No, I think the winner in this whole mess might be Dunleavy.
Anyway, in another Los Angeles Story, here’s what they wrote about the Laker game, another homage to Kobe. As it should be.
Speaking of other stories, here's one from the Sacramento Bee.
I may have answers.
Be here at noon to find out.
(Yes, this means there will be a game-day question and answer session in case that wasn’t clear enough).
Look at things this way:
No matter what happens tonight with Miami and Charlotte, the worst the Raptors can be tomorrow morning at this time is tied for eighth.
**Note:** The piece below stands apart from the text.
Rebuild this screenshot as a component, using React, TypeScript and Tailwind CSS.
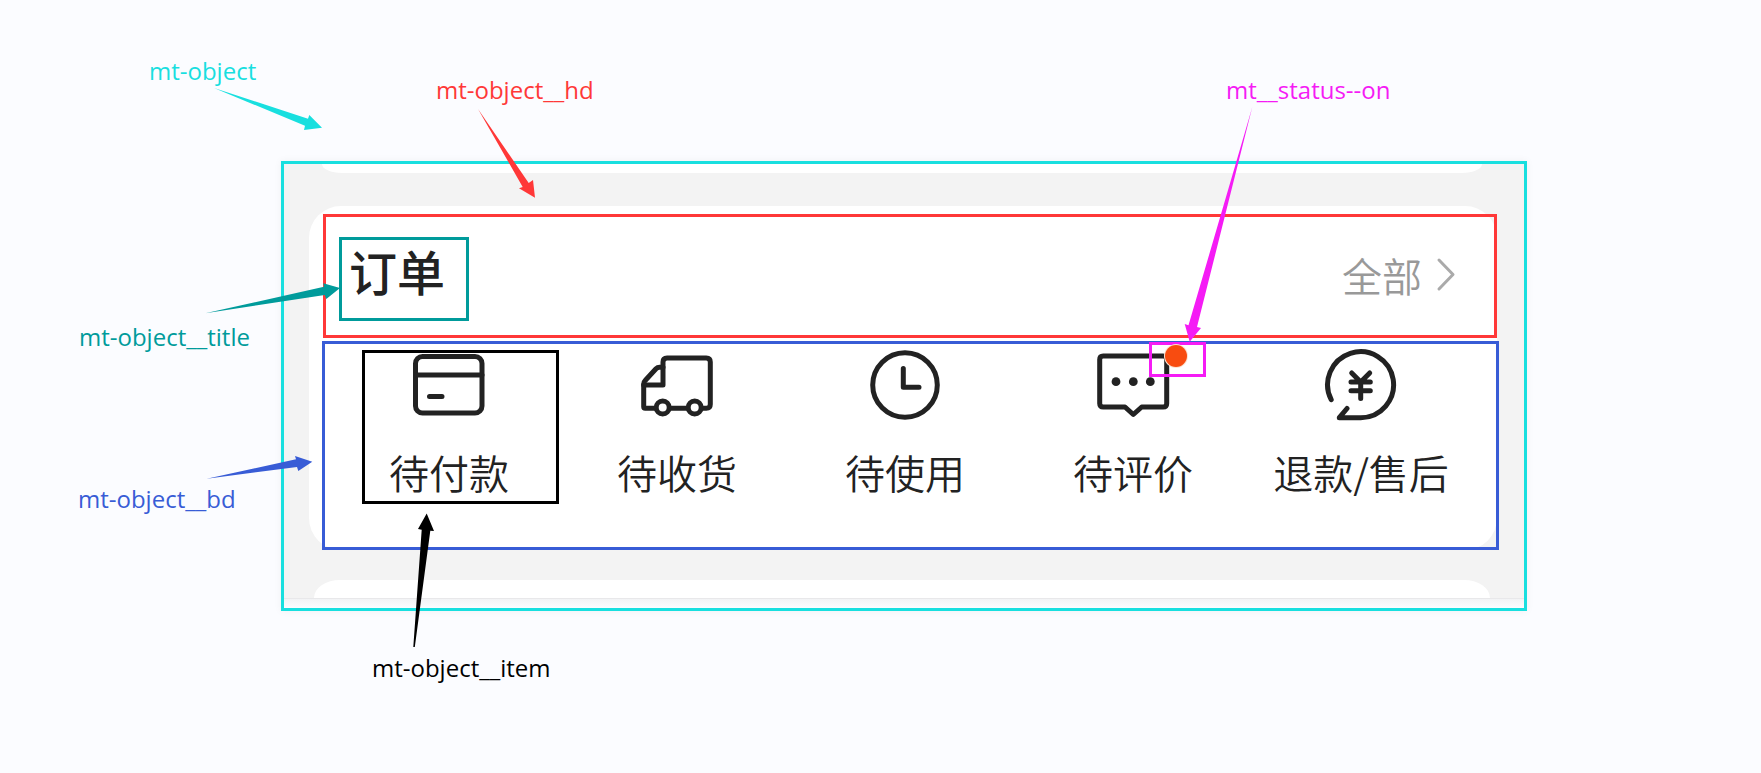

Or tied for sixth, depending on whether you look at your glass half empty or half full.
Guess yesterday might not have been a day to suggest NBA referees weren’t quite as bad as many of you thought, was it?
No, they were not good last night at all; the calls on Bosh and Wright were atrocious and I’m trying to figure out what they could have done about the fan trying to interfere with the ball Jose was chasing. Not much, actually, since it was L.A.’s ball when the incident took place and they couldn’t anticipate a save.
But, and I’ll say this knowing slings and arrows will come, while those blown calls on the fouls were bad, they did not determine the outcome of the game. Not any more than missed shots did, or bad passes did, or silly turnovers did.
They were part of it, but not the reason the Lakers won.
Okay, I told you I’d be a bit late and I am; I have no idea how tomorrow’s gonna work with a 9 a.m. flight to San Francisco but we’ll make it work somehow, won’t we?